● What is being asked
Each line from the line with "Write a component" to the line with "const [enabled, setEnabled]", inclusive, is to be repeated exactly; no other line and no picture belongs in the copy.
— start of Supplied records —
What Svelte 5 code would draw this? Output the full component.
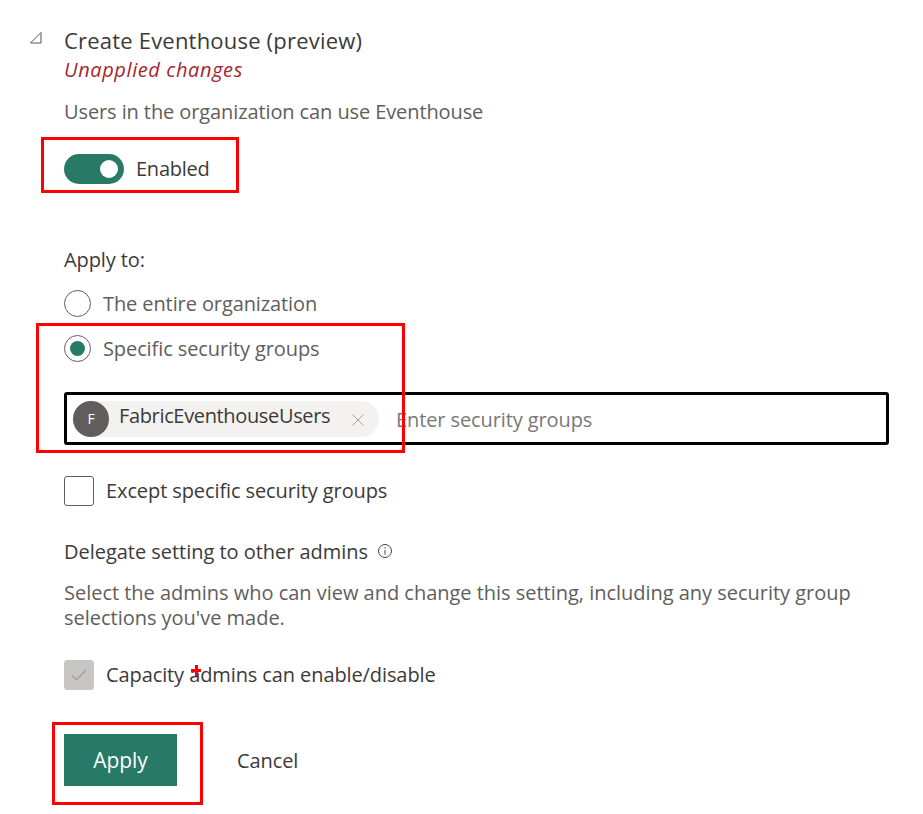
<script>
  let enabled = $state(true);
  let scope = $state('groups');
</script>

<div class="page">
  <header class="head">
    <svg class="caret" width="14" height="14" viewBox="0 0 14 14"><path d="M12 1.5 L12 12 L1.5 12 Z" fill="none" stroke="#555" stroke-width="1"/></svg>
    <div class="title">Create Eventhouse (preview)</div>
  </header>
  <div class="body">
    <div class="unapplied">Unapplied changes</div>
    <div class="desc first">Users in the organization can use Eventhouse</div>

    <div class="toggle-row">
      <span class="toggle"><span class="knob"></span></span>
      <span class="label enabled">{enabled ? 'Enabled' : 'Disabled'}</span>
    </div>

    <div class="apply-to">Apply to:</div>
    <div class="radio-row">
      <span class="radio"></span>
      <span class="muted">The entire organization</span>
    </div>
    <div class="radio-row second">
      <span class="radio on"><span class="dot"></span></span>
      <span class="muted">Specific security groups</span>
    </div>

    <div class="picker">
      <div class="chip">
        <span class="avatar">F</span>
        <span class="chip-name">FabricEventhouseUsers</span>
        <svg class="chip-x" width="14" height="14" viewBox="0 0 14 14"><path d="M1.5 1.5 L12.5 12.5 M12.5 1.5 L1.5 12.5" stroke="#a8a6a4" stroke-width="1"/></svg>
      </div>
      <span class="placeholder">Enter security groups</span>
    </div>

    <div class="check-row except">
      <span class="check"></span>
      <span class="label">Except specific security groups</span>
    </div>

    <div class="delegate">
      <span class="label">Delegate setting to other admins</span>
      <svg class="info" width="14" height="14" viewBox="0 0 14 14"><circle cx="7" cy="7" r="6.5" fill="none" stroke="#444" stroke-width="1"/><path d="M7 6 V10.6" stroke="#444" stroke-width="1"/><rect x="6.4" y="3.4" width="1.2" height="1.2" fill="#444"/></svg>
    </div>
    <p class="desc help">Select the admins who can view and change this setting, including any security group selections you've made.</p>

    <div class="check-row capacity">
      <span class="check disabled">
        <svg width="16" height="12" viewBox="0 0 16 12"><path d="M1 6.5 L5.5 11 L15 1" fill="none" stroke="#a19f9d" stroke-width="1.2"/></svg>
      </span>
      <span class="label">Capacity admins can enable/disable</span>
    </div>

    <div class="actions">
      <button class="apply">Apply</button>
      <button class="cancel">Cancel</button>
    </div>
  </div>

  <!-- screenshot annotations -->
  <div class="mark" style="left:41px;top:137px;width:198px;height:56px"></div>
  <div class="mark" style="left:36px;top:323px;width:369px;height:130px"></div>
  <div class="mark" style="left:52px;top:722px;width:151px;height:83px"></div>
  <span class="plus"></span>
</div>

<style>
  :global(body) {
    margin: 0;
    background: #fff;
  }
  .page {
    position: relative;
    height: 814px;
    overflow: hidden;
    font-family: "Open Sans", "Noto Sans", "Liberation Sans", sans-serif;
    font-size: 20px;
    letter-spacing: -0.1px;
    color: #3b3a39;
  }
  .head {
    display: flex;
    align-items: center;
    padding: 26px 0 0 29px;
    height: 28px;
  }
  .caret { margin-right: 21px; margin-top: -4px; }
  .title { font-size: 22px; letter-spacing: 0.2px; line-height: 28px; margin-top: -1px; }
  .body { padding-left: 64px; }
  .unapplied {
    color: #a4262c;
    font-style: italic;
    letter-spacing: 0.6px;
    line-height: 28px;
    margin-top: 2px;
  }
  .desc { color: #605e5c; line-height: 28px; margin: 0; }
  .first { margin-top: 14px; }
  .toggle-row {
    display: flex;
    align-items: center;
    gap: 12px;
    margin-top: 27px;
    height: 32px;
  }
  .toggle {
    width: 60px;
    height: 30px;
    border-radius: 15px;
    background: #277a66;
    display: flex;
    align-items: center;
    justify-content: flex-end;
    padding-right: 6px;
    box-sizing: border-box;
  }
  .knob { width: 18px; height: 18px; border-radius: 50%; background: #fff; }
  .label { line-height: 28px; }
  .enabled { letter-spacing: -0.25px; }
  .muted { color: #605e5c; line-height: 28px; position: relative; top: 1px; }
  .apply-to { margin-top: 61px; line-height: 28px; }
  .radio-row {
    display: flex;
    align-items: center;
    gap: 12px;
    margin-top: 15px;
    height: 28px;
  }
  .radio-row.second { margin-top: 17px; }
  .radio {
    width: 27px;
    height: 27px;
    border: 1px solid #605e5c;
    border-radius: 50%;
    box-sizing: border-box;
    display: flex;
    align-items: center;
    justify-content: center;
  }
  .dot { width: 15px; height: 15px; border-radius: 50%; background: #277a66; }
  .picker {
    display: flex;
    align-items: center;
    margin-top: 30px;
    width: 825px;
    height: 53px;
    border: 3px solid #000;
    border-radius: 3px;
    box-sizing: border-box;
    padding-left: 6px;
  }
  .chip {
    display: flex;
    align-items: center;
    width: 306px;
    height: 36px;
    border-radius: 18px;
    background: #f3f2f1;
    flex: none;
  }
  .avatar {
    width: 36px;
    height: 36px;
    border-radius: 50%;
    background: #605e5c;
    color: #fff;
    font-size: 14px;
    display: flex;
    align-items: center;
    justify-content: center;
    flex: none;
  }
  .chip-name { margin-left: 10px; margin-top: -7px; letter-spacing: -0.35px; white-space: nowrap; }
  .chip-x { margin-left: 21px; margin-top: 2px; }
  .placeholder { margin-left: 17px; margin-top: 2px; color: #7a7876; white-space: nowrap; }
  .check-row { display: flex; align-items: center; gap: 12px; height: 30px; }
  .except { margin-top: 31px; }
  .check {
    width: 30px;
    height: 30px;
    border: 1px solid #605e5c;
    border-radius: 3px;
    box-sizing: border-box;
    display: flex;
    align-items: center;
    justify-content: center;
  }
  .check.disabled { background: #c8c6c4; border-color: #c8c6c4; }
  .delegate { display: flex; align-items: center; gap: 10px; margin-top: 32px; height: 28px; letter-spacing: -0.03px; }
  .info { margin-top: -3px; }
  .help { margin-top: 14px; width: 820px; line-height: 25px; letter-spacing: -0.02px; }
  .capacity { margin-top: 30px; }
  .actions { display: flex; align-items: center; margin-top: 44px; }
  button { font: inherit; letter-spacing: inherit; border: 0; cursor: pointer; }
  .apply { width: 113px; height: 52px; background: #277a66; color: #fff; font-size: 21px; }
  .cancel { background: none; color: #3b3a39; margin-left: 60px; padding: 0; }
  .mark {
    position: absolute;
    border: 3px solid #f00;
    box-sizing: border-box;
    pointer-events: none;
  }
  .plus {
    position: absolute;
    left: 191px;
    top: 669px;
    width: 10px;
    height: 3px;
    background: #f00;
  }
  .plus::after {
    content: "";
    position: absolute;
    left: 3.5px;
    top: -4px;
    width: 3px;
    height: 11px;
    background: #f00;
  }
</style>
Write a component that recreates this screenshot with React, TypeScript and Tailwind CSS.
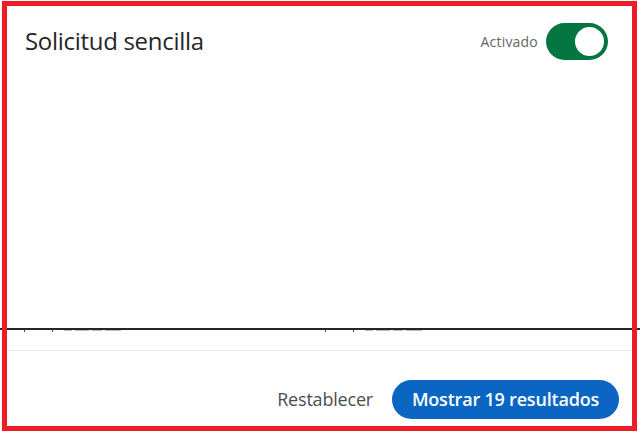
import { useState } from 'react';

export default function App() {
  const [enabled, setEnabled] = useState(true);

  return (
    <div className="relative w-[640px] h-[434px] bg-white overflow-hidden" style={{ fontFamily: '"Open Sans", "Noto Sans", sans-serif' }}>
      {/* Header */}
      <header className="flex items-center justify-between pl-[25px] pr-[32px] pt-[20px] h-[62px]">
        <h2 className="text-[24px] text-[#262626] tracking-[-0.3px]">Solicitud sencilla</h2>
        <div className="flex items-center gap-[8px]">
          <span className="text-[14px] text-[#666666] tracking-[0.2px]">Activado</span>
          <button
            onClick={() => setEnabled(!enabled)}
            className={`w-[62px] h-[37px] rounded-full flex items-center px-[2px] ${enabled ? 'bg-[#057642] justify-end' : 'bg-gray-400 justify-start'}`}
          >
            <span className="w-[33px] h-[33px] rounded-full bg-white border-[2px] border-[#057642]" />
          </button>
        </div>
      </header>

      {/* Content (scrolled) */}
      <div className="h-[266px]" />
      <div className="h-[2px] bg-[#262626]" />
      <div className="h-[20px] flex">
        <div className="w-[320px] flex items-start pl-[24px] gap-[27px]">
          <span className="w-px h-[2px] bg-[#444]" />
          <div className="flex gap-[3px]">
            <span className="w-px h-[2px] bg-[#444]" />
            <span className="w-[8px] h-[1px] bg-[#bbb] ml-[8px]" />
            <span className="w-[14px] h-[1px] bg-[#bbb]" />
            <span className="w-[10px] h-[1px] bg-[#bbb]" />
            <span className="w-[16px] h-[1px] bg-[#bbb]" />
          </div>
        </div>
        <div className="w-[320px] flex items-start pl-[5px] gap-[27px]">
          <span className="w-px h-[2px] bg-[#444]" />
          <div className="flex gap-[3px]">
            <span className="w-px h-[2px] bg-[#444]" />
            <span className="w-[8px] h-[1px] bg-[#bbb] ml-[8px]" />
            <span className="w-[14px] h-[1px] bg-[#bbb]" />
            <span className="w-[10px] h-[1px] bg-[#bbb]" />
            <span className="w-[16px] h-[1px] bg-[#bbb]" />
          </div>
        </div>
      </div>

      {/* Footer */}
      <footer className="mx-[7px] border-t border-[#e8e8e8] flex items-center justify-end gap-[19px] pr-[14px] pt-[29px]">
        <button className="text-[18px] font-medium text-[#4d4d4d] tracking-[-0.2px]">Restablecer</button>
        <button className="h-[39px] px-[20px] rounded-full bg-[#0a66c2] text-white text-[18px] font-semibold tracking-[-0.2px]">
          Mostrar 19 resultados
        </button>
      </footer>

      {/* Annotation frame */}
      <div className="absolute left-[2px] top-[1px] w-[635px] h-[430px] border-[5px] border-[#ed1c24] pointer-events-none" />
    </div>
  );
}
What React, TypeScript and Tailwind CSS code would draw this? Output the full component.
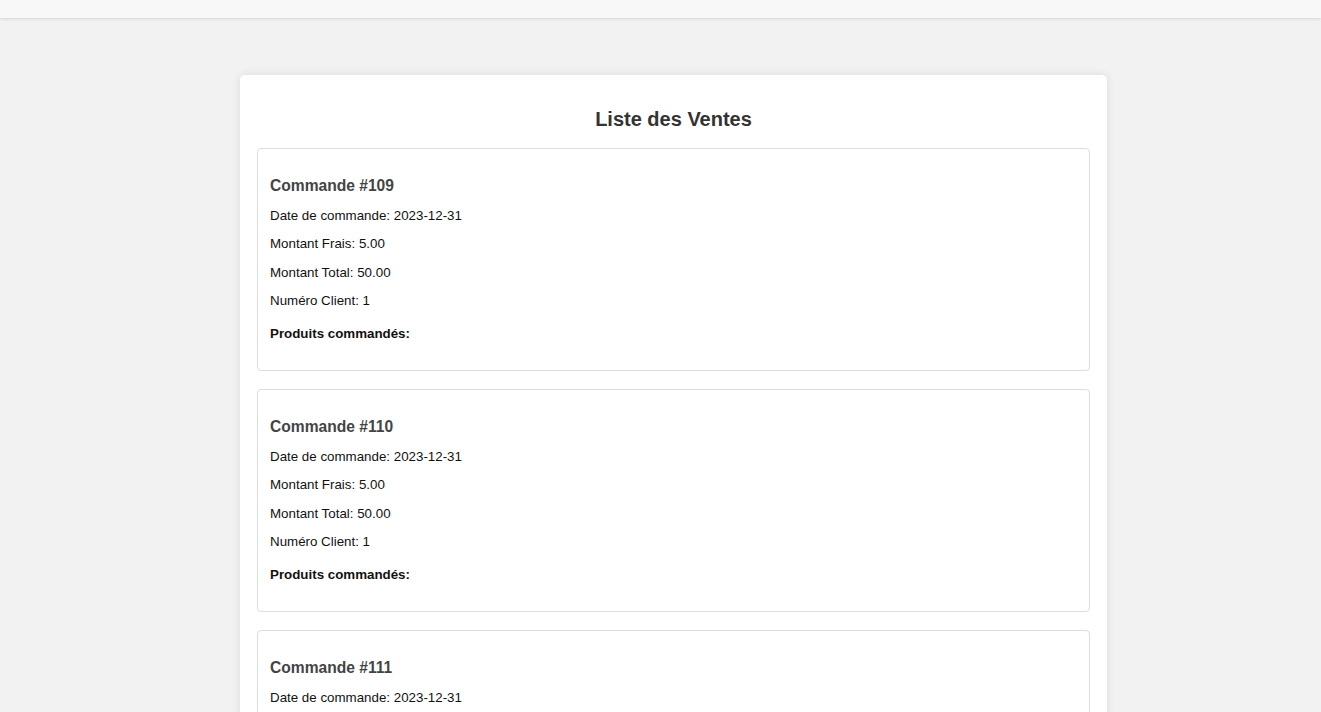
— end of Supplied records —
● The result
Write a component that recreates this screenshot with React, TypeScript and Tailwind CSS.
import { useState } from 'react';

export default function App() {
  const [enabled, setEnabled] = useState(true);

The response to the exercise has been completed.